Two in five marketers lack data skills. Don’t be one of them!

Nick Evans, marketing practice director, Jaywing

Today’s digital world is rapidly changing as the boundaries between physical and digital disappear. This has created many opportunities for marketers. But there are hurdles to jump, from adopting new technology that combines online and offline data to acquiring a new skillset that makes sense of the rising tide of data.

Machine learning, data science and predictive analytics are the new and increasingly crucial components that can complement traditional marketing analysis and insight best practice to make brands stand out. Brands that are more technically-savvy and use these latest techniques are better placed to deliver more individually-personalised customer experiences in real time, which is what consumers crave.

Our recent research highlighted a data science skills shortage as the main barrier to adopting data-driven marketing techniques, with two in five marketers (40%) saying this holds them back from delivering effective customer relationship management strategies. As a result of this skills gap, two-thirds of marketers (65%) said they are implementing only basic or segment-based personalisation and only 18% are adopting advanced attribution techniques. Without data skills, brands are at risk of lagging behind in the delivery of enhanced customer experiences as well as gaining marketing efficiencies. 

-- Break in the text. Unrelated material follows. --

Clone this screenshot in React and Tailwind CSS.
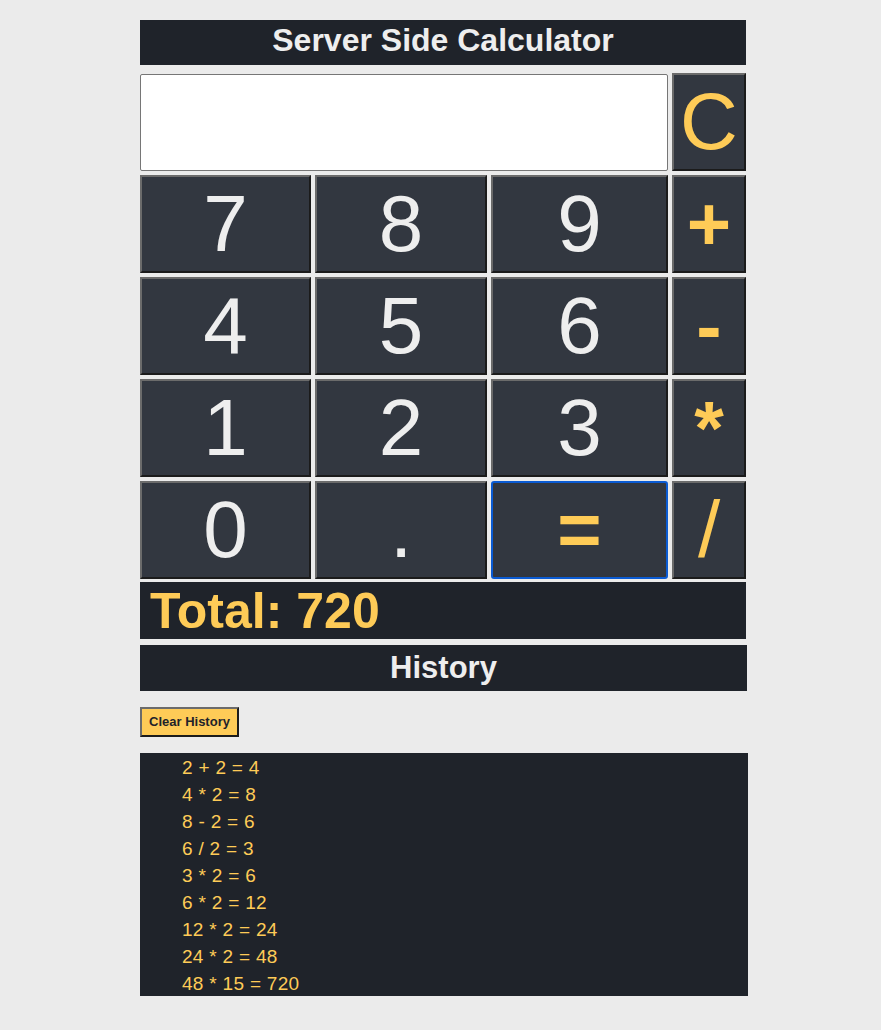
const history = [
  "2 + 2 = 4",
  "4 * 2 = 8",
  "8 - 2 = 6",
  "6 / 2 = 3",
  "3 * 2 = 6",
  "6 * 2 = 12",
  "12 * 2 = 24",
  "24 * 2 = 48",
  "48 * 15 = 720",
];

const rows = [
  ["7", "8", "9", "+"],
  ["4", "5", "6", "-"],
  ["1", "2", "3", "*"],
  ["0", ".", "=", "/"],
];

const Key = ({ label, op, focus }) => (
  <button
    className={
      "h-[98px] flex items-center justify-center bg-[#323740] leading-none " +
      (focus
        ? "border-2 border-[#0b5bd3] rounded-[3px] "
        : "border-2 border-t-[#6b6b6b] border-l-[#6b6b6b] border-b-[#1b1b1b] border-r-[#1b1b1b] ") +
      (op
        ? label === "/"
          ? "text-[#fecb57] text-[80px]"
          : "text-[#fecb57] font-bold text-[76px]"
        : "text-[#eeeeee] text-[80px]")
    }
  >
    {label}
  </button>
);

export default function App() {
  return (
    <div className="min-h-[1030px] bg-[#ebebeb] pt-5 font-['Liberation_Sans',Arial,sans-serif]">
      <div className="w-[606px] ml-[140px]">
        <h1 className="h-[45px] bg-[#1f232a] text-[#eeeeee] text-[32px] font-bold text-center leading-[40px]">
          Server Side Calculator
        </h1>

        <div className="mt-2 grid grid-cols-[171px_172px_177px_74px] gap-x-1 gap-y-1">
          <input
            readOnly
            className="col-span-3 h-[97px] mt-px bg-white border border-[#767676] rounded-[2px]"
          />
          <button className="h-[98px] flex items-center justify-center bg-[#323740] border-2 border-t-[#6b6b6b] border-l-[#6b6b6b] border-b-[#1b1b1b] border-r-[#1b1b1b] text-[#fecb57] text-[80px] leading-none">
            C
          </button>
          {rows.map((row) =>
            row.map((k, i) => (
              <Key
                key={k}
                label={k}
                op={i === 3 || k === "="}
                focus={k === "="}
              />
            ))
          )}
        </div>

        <div className="mt-[3px] h-[57px] bg-[#1f232a] pl-[10px] flex items-center">
          <span className="text-[#fecb57] text-[50px] font-bold leading-none">
            Total: 720
          </span>
        </div>

        <h2 className="mt-[6px] h-[46px] w-[607px] bg-[#1f232a] text-[#eeeeee] text-[31px] font-bold text-center leading-[46px]">
          History
        </h2>

        <button className="mt-4 h-[30px] px-[7px] bg-[#fecb57] border-2 border-t-[#6b6b6b] border-l-[#6b6b6b] border-b-[#1b1b1b] border-r-[#1b1b1b] text-[13px] font-bold text-[#1f232a]">
          Clear History
        </button>

        <ul className="mt-4 w-[608px] h-[243px] bg-[#1f232a] pl-[42px] pt-px">
          {history.map((h) => (
            <li key={h} className="text-[#fecb57] text-[19px] tracking-[0.3px] leading-[27px]">
              {h}
            </li>
          ))}
        </ul>
      </div>
    </div>
  );
}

Competing with data science

Over the recent years, interest in data science has been on the rise. This is partly due to the vast quantities of data produced today. But also, it is because of reduced data storage costs, a rise in the prevalence of open source software that facilitates large scale data management, and very advanced analysis and modelling which have helped data science to become a specialist discipline. Regardless of these advances, many organisations are struggling to contend with what, in comparison, are relatively modest data and analytical challenges.

Brands have masses of data and need professionals who can gather and organise it in meaningful ways, as well as analyse it to enable them to make smarter business decisions. Marketers with data science and analytics support will see measurably better results, from improving individual customer relationships to understanding which macro-level marketing and media investments generate the biggest return. That’s why, in the last few years, employers from every sector have been increasing their efforts to plug the data science skills gap.

Yet, there is still a notable shortage in skilled data experts in the marketplace. And, while academic institutions race to prepare and adapt enough courses to include the right content, the potential of the data revolution is yet to be fully realised. 

Filling the data skills gap

Many brands are aware of their data skills gap, but finding talented people with the right data management and analysis skills is a struggle. Despite their best efforts, many educational and professional training schemes struggle to catch up with the industry’s demands. As a result, organisations are left with no choice but to look for new ways to acquire talent with the necessary data skills.

Creating a holistic data infrastructure requires people with different skills, including technical, insight, analytics, predictive modelling, consulting, reporting and visualisation. It’s expensive and difficult to gain a fast start when building these resources. That’s where partnering with data experts and insourcing specialists can help. 

Insourcing presents businesses with the opportunity to accelerate their data opportunities by bringing in the right mix of skills at the right time to drive programmes of change, whether that’s with a business starting their data journey or one looking to fast-track new initiatives. This means that businesses can acquire the exact type of data skills when they require them and pay only for the period they need them for.

These practitioners work on-site as part of the business, integrating with incumbent technologies and processes, supplementing existing resource to enable fast-tracking of data development opportunities. Introducing specialist external data science talent into a business often sees accelerated learning for existing staff, reduced operating costs and rapid assimilation of commercial goals and objectives.

As data continues to proliferate, the challenges of managing it and extracting value will, too. New technologies are helping us keep pace and artificial intelligence in particular offers some exciting opportunities to let machines, rather than people, do some of the clever thinking. However, even with these emerging technologies, marketers will still need to be able to plug them in to legacy systems and use analytically-derived insight to stay ahead. By insourcing specialist resource today, brands can effectively plug the data skills gap.